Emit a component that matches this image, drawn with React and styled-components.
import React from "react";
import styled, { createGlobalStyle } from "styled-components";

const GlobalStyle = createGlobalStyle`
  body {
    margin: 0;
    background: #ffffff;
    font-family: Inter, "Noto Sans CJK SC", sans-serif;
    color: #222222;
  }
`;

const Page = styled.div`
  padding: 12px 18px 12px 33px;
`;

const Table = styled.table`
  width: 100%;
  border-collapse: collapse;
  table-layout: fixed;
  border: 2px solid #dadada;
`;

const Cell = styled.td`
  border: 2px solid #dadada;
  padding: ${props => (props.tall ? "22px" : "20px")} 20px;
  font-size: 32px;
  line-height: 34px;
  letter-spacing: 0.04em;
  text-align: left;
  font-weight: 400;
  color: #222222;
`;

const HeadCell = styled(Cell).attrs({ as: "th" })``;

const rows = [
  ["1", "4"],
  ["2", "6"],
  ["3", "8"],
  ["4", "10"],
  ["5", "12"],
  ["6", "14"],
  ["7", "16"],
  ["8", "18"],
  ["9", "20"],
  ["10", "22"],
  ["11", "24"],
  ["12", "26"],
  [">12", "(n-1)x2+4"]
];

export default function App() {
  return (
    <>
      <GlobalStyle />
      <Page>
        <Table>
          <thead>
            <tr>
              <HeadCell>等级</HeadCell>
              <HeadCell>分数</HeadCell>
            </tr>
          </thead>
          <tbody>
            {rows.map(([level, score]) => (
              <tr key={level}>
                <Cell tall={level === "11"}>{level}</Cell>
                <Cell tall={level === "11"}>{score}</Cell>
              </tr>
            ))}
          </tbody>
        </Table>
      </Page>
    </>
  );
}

---

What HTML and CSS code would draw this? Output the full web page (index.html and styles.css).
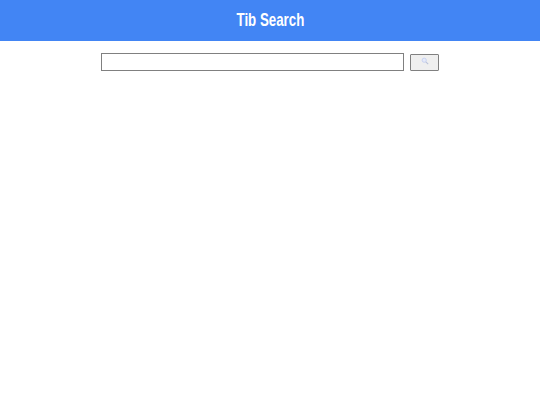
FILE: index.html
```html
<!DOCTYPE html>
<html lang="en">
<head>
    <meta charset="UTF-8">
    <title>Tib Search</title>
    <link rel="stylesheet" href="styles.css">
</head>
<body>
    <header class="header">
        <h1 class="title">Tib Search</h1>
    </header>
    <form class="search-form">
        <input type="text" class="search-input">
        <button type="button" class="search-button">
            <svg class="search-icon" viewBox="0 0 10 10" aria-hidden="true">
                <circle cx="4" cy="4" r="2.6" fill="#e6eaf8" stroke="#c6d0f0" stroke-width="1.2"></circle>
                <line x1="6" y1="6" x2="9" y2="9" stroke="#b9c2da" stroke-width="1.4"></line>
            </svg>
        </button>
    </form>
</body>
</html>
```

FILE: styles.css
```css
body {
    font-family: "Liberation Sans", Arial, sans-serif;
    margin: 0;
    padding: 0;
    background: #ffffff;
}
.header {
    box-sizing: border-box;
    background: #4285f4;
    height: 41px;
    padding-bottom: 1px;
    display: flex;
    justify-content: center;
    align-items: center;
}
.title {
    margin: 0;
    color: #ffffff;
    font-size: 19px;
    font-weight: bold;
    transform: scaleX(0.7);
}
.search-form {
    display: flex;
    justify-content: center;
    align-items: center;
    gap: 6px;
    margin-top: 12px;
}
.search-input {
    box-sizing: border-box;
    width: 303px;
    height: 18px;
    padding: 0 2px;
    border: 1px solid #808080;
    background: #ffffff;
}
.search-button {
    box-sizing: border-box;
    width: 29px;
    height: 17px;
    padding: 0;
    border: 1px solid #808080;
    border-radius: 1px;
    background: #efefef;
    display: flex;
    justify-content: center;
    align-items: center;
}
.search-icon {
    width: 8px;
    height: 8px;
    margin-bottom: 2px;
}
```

## Given instruction
Your task is to gather every line with the word "styles" and copy it.

## Answer to this task
What HTML and CSS code would draw this? Output the full web page (index.html and styles.css).
    <link rel="stylesheet" href="styles.css">
FILE: styles.css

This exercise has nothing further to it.